#### Request
Report how many lines contain "Tailwind". Give the number and nothing else.

#### Dataset records
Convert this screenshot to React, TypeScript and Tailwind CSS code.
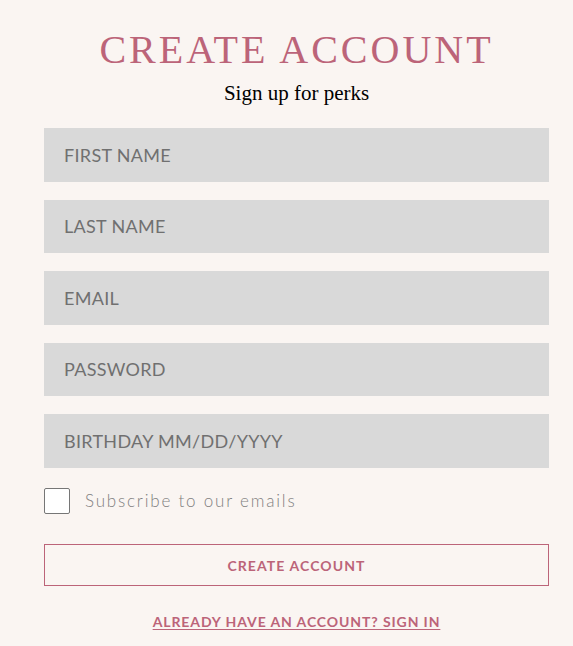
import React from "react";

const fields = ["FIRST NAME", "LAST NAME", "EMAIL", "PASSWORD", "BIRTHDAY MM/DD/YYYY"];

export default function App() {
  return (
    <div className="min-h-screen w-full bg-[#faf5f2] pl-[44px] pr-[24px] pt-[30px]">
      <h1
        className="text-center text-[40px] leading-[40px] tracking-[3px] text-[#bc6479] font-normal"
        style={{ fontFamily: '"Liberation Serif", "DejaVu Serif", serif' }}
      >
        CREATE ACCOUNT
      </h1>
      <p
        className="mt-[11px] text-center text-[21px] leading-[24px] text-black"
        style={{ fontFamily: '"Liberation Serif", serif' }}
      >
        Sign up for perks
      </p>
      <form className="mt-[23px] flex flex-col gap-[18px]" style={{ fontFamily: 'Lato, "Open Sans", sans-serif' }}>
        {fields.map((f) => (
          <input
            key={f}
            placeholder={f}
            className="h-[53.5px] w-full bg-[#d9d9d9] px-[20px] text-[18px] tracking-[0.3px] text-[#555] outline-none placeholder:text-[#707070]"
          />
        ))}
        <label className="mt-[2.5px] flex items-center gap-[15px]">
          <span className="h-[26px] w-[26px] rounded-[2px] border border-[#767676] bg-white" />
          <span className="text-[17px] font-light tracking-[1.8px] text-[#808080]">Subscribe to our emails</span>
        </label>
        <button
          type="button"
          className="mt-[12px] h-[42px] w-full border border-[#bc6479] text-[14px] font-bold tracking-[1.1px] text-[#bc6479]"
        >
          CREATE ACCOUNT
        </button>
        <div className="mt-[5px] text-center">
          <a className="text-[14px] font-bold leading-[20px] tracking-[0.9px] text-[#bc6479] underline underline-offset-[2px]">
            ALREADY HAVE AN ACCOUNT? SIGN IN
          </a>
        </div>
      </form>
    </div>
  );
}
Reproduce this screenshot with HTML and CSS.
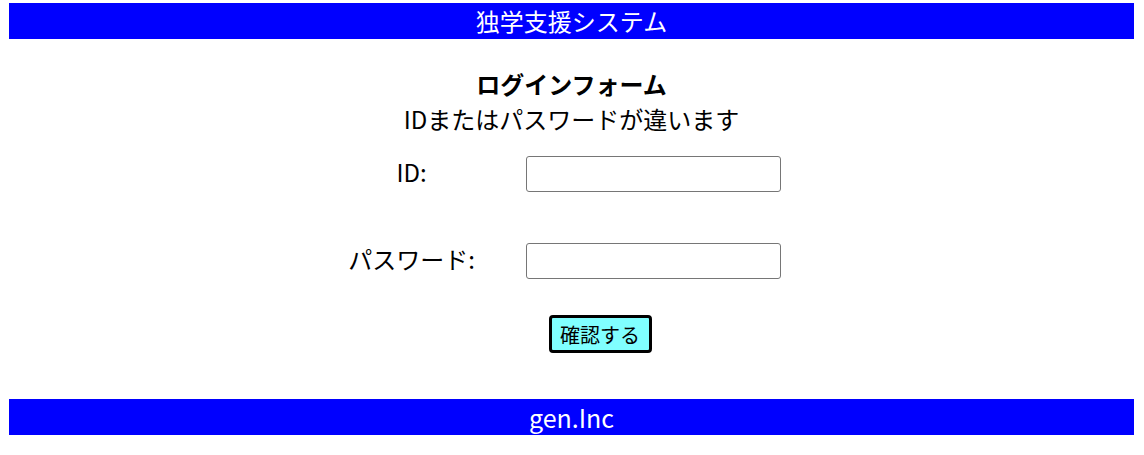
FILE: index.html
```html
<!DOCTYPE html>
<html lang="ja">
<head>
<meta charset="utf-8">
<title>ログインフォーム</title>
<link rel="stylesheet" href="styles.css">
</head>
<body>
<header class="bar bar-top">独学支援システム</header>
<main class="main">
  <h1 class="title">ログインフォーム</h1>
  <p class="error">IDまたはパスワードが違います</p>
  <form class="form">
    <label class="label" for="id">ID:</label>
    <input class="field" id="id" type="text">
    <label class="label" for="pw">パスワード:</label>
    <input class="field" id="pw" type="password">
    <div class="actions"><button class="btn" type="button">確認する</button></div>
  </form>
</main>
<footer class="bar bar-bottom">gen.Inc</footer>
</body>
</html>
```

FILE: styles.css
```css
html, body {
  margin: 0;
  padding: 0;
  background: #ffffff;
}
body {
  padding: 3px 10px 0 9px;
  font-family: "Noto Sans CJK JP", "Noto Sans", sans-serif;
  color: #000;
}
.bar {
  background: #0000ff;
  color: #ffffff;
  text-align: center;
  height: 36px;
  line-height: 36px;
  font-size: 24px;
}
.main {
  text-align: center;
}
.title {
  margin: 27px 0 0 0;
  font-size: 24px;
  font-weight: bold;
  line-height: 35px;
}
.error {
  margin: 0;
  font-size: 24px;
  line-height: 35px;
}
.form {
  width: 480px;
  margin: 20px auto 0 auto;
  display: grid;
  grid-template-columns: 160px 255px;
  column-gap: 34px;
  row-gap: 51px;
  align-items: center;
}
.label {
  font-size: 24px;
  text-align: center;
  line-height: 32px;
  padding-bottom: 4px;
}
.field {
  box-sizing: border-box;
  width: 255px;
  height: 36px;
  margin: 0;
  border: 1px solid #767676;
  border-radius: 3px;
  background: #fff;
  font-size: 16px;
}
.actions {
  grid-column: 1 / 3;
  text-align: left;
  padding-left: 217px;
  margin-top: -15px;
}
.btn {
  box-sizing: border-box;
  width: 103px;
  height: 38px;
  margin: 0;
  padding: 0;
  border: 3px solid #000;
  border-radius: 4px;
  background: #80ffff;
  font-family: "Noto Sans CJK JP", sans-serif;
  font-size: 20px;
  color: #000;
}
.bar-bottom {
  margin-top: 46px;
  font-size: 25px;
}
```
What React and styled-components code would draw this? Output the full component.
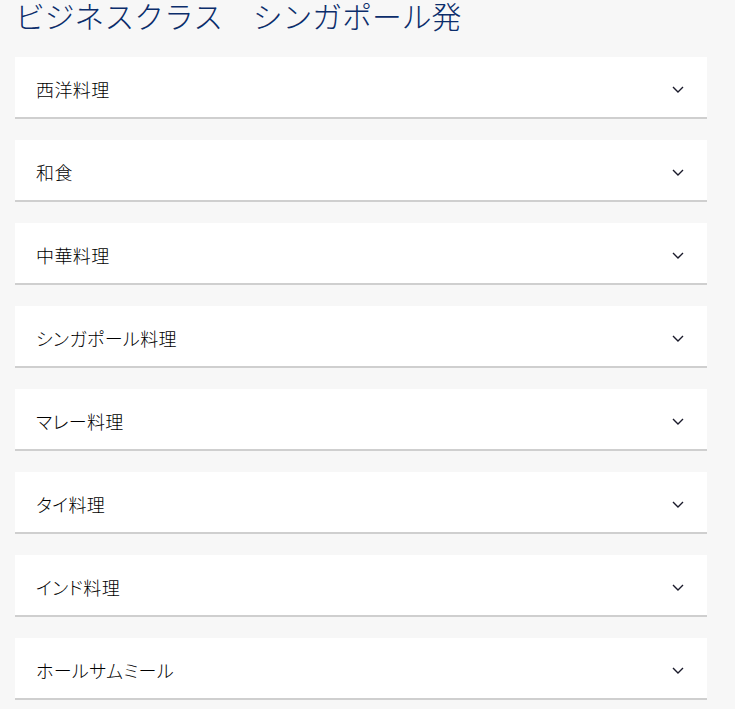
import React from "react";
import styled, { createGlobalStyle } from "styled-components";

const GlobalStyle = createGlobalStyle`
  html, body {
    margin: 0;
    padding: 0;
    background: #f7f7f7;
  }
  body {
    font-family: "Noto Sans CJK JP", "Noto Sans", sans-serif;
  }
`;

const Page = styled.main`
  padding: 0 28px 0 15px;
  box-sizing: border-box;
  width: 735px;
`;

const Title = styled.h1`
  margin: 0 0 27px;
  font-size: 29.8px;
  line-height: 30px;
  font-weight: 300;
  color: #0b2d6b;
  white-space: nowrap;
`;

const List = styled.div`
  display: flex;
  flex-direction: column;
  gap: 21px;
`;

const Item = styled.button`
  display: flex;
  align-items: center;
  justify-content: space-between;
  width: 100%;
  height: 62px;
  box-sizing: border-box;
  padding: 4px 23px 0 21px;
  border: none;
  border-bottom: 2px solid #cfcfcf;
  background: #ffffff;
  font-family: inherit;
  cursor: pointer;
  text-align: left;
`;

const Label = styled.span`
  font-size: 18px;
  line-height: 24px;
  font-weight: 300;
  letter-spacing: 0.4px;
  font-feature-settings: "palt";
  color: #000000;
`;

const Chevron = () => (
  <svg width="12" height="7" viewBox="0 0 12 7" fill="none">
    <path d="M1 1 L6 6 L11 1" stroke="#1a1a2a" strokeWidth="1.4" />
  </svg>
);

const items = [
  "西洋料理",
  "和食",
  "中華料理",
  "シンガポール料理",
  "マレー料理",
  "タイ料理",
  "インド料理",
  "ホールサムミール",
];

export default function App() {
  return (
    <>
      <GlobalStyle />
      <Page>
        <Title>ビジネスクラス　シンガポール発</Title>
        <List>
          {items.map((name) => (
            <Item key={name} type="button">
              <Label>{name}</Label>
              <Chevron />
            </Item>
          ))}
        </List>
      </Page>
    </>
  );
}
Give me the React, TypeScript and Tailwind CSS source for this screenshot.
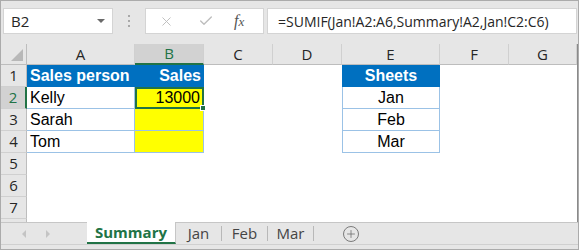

#### Exercise answer
2